The listing below should be printed exactly, every line of it. Skip the pictures.

Given information:
****

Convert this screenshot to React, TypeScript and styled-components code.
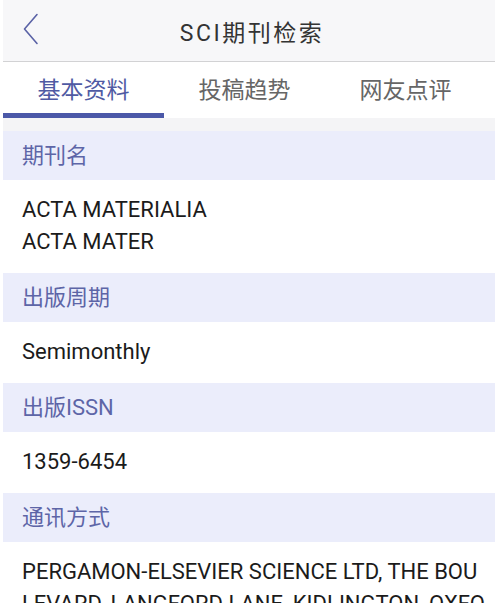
import styled, { createGlobalStyle } from "styled-components";

const GlobalStyle = createGlobalStyle`
  body {
    margin: 0;
    background: #ffffff;
    font-family: Roboto, "Noto Sans CJK SC", sans-serif;
  }
`;

const Page = styled.div`
  margin: 0 2px 0 3px;
  display: flex;
  flex-direction: column;
`;

const Header = styled.header`
  height: 61px;
  background: #f7f7f9;
  border-bottom: 1px solid #d2d2d4;
  display: flex;
  align-items: center;
  justify-content: center;
  position: relative;
`;

const BackButton = styled.button`
  position: absolute;
  left: 15px;
  top: 12px;
  width: 24px;
  height: 34px;
  padding: 0;
  border: none;
  background: none;
  display: flex;
  align-items: center;
  justify-content: center;
`;

const Title = styled.h1`
  margin: 0 0 0 6px;
  font-size: 23px;
  font-weight: 400;
  letter-spacing: 2.5px;
  color: #333333;
`;

const Tabs = styled.nav`
  display: grid;
  grid-template-columns: repeat(3, 161px);
  background: #ffffff;
`;

const Tab = styled.div<{ $active?: boolean }>`
  height: 51px;
  display: flex;
  align-items: center;
  justify-content: center;
  font-size: 23px;
  color: ${(p) => (p.$active ? "#4f5aa3" : "#666666")};
  border-bottom: 5px solid ${(p) => (p.$active ? "#4b58a8" : "transparent")};
`;

const Gap = styled.div`
  height: 13px;
  background: #f4f4f6;
`;

const SectionHead = styled.div`
  height: 49px;
  line-height: 49px;
  padding-left: 19px;
  background: #ebedfb;
  color: #5d65a7;
  font-size: 22px;
`;

const SectionBody = styled.div`
  padding: 14px 10px 15px 19px;
  line-height: 32px;
  font-size: 22px;
  color: #1b1b1b;
  word-break: break-all;
`;

const sections = [
  { label: "期刊名", lines: ["ACTA MATERIALIA", "ACTA MATER"] },
  { label: "出版周期", lines: ["Semimonthly"] },
  { label: "出版ISSN", lines: ["1359-6454"] },
  {
    label: "通讯方式",
    lines: ["PERGAMON-ELSEVIER SCIENCE LTD, THE BOULEVARD, LANGFORD LANE, KIDLINGTON, OXFORD, ENGLAND, OX5 1GB"],
  },
];

const App = () => {
  return (
    <>
      <GlobalStyle />
      <Page>
        <Header>
          <BackButton aria-label="返回">
            <svg width="17" height="32" viewBox="0 0 17 32" fill="none">
              <path d="M15 1.5 L2.5 16 L15 30.5" stroke="#5a62a6" strokeWidth="1.6" strokeLinecap="round" strokeLinejoin="round" />
            </svg>
          </BackButton>
          <Title>SCI期刊检索</Title>
        </Header>
        <Tabs>
          <Tab $active>基本资料</Tab>
          <Tab>投稿趋势</Tab>
          <Tab>网友点评</Tab>
        </Tabs>
        <Gap />
        {sections.map((s) => (
          <div key={s.label}>
            <SectionHead>{s.label}</SectionHead>
            <SectionBody>
              {s.lines.map((l) => (
                <div key={l}>{l}</div>
              ))}
            </SectionBody>
          </div>
        ))}
      </Page>
    </>
  );
};

export default App;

****

Final answer:
Convert this screenshot to React, TypeScript and styled-components code.
import styled, { createGlobalStyle } from "styled-components";

const GlobalStyle = createGlobalStyle`
  body {
    margin: 0;
    background: #ffffff;
    font-family: Roboto, "Noto Sans CJK SC", sans-serif;
  }
`;

const Page = styled.div`
  margin: 0 2px 0 3px;
  display: flex;
  flex-direction: column;
`;

const Header = styled.header`
  height: 61px;
  background: #f7f7f9;
  border-bottom: 1px solid #d2d2d4;
  display: flex;
  align-items: center;
  justify-content: center;
  position: relative;
`;

const BackButton = styled.button`
  position: absolute;
  left: 15px;
  top: 12px;
  width: 24px;
  height: 34px;
  padding: 0;
  border: none;
  background: none;
  display: flex;
  align-items: center;
  justify-content: center;
`;

const Title = styled.h1`
  margin: 0 0 0 6px;
  font-size: 23px;
  font-weight: 400;
  letter-spacing: 2.5px;
  color: #333333;
`;

const Tabs = styled.nav`
  display: grid;
  grid-template-columns: repeat(3, 161px);
  background: #ffffff;
`;

const Tab = styled.div<{ $active?: boolean }>`
  height: 51px;
  display: flex;
  align-items: center;
  justify-content: center;
  font-size: 23px;
  color: ${(p) => (p.$active ? "#4f5aa3" : "#666666")};
  border-bottom: 5px solid ${(p) => (p.$active ? "#4b58a8" : "transparent")};
`;

const Gap = styled.div`
  height: 13px;
  background: #f4f4f6;
`;

const SectionHead = styled.div`
  height: 49px;
  line-height: 49px;
  padding-left: 19px;
  background: #ebedfb;
  color: #5d65a7;
  font-size: 22px;
`;

const SectionBody = styled.div`
  padding: 14px 10px 15px 19px;
  line-height: 32px;
  font-size: 22px;
  color: #1b1b1b;
  word-break: break-all;
`;

const sections = [
  { label: "期刊名", lines: ["ACTA MATERIALIA", "ACTA MATER"] },
  { label: "出版周期", lines: ["Semimonthly"] },
  { label: "出版ISSN", lines: ["1359-6454"] },
  {
    label: "通讯方式",
    lines: ["PERGAMON-ELSEVIER SCIENCE LTD, THE BOULEVARD, LANGFORD LANE, KIDLINGTON, OXFORD, ENGLAND, OX5 1GB"],
  },
];

const App = () => {
  return (
    <>
      <GlobalStyle />
      <Page>
        <Header>
          <BackButton aria-label="返回">
            <svg width="17" height="32" viewBox="0 0 17 32" fill="none">
              <path d="M15 1.5 L2.5 16 L15 30.5" stroke="#5a62a6" strokeWidth="1.6" strokeLinecap="round" strokeLinejoin="round" />
            </svg>
          </BackButton>
          <Title>SCI期刊检索</Title>
        </Header>
        <Tabs>
          <Tab $active>基本资料</Tab>
          <Tab>投稿趋势</Tab>
          <Tab>网友点评</Tab>
        </Tabs>
        <Gap />
        {sections.map((s) => (
          <div key={s.label}>
            <SectionHead>{s.label}</SectionHead>
            <SectionBody>
              {s.lines.map((l) => (
                <div key={l}>{l}</div>
              ))}
            </SectionBody>
          </div>
        ))}
      </Page>
    </>
  );
};

export default App;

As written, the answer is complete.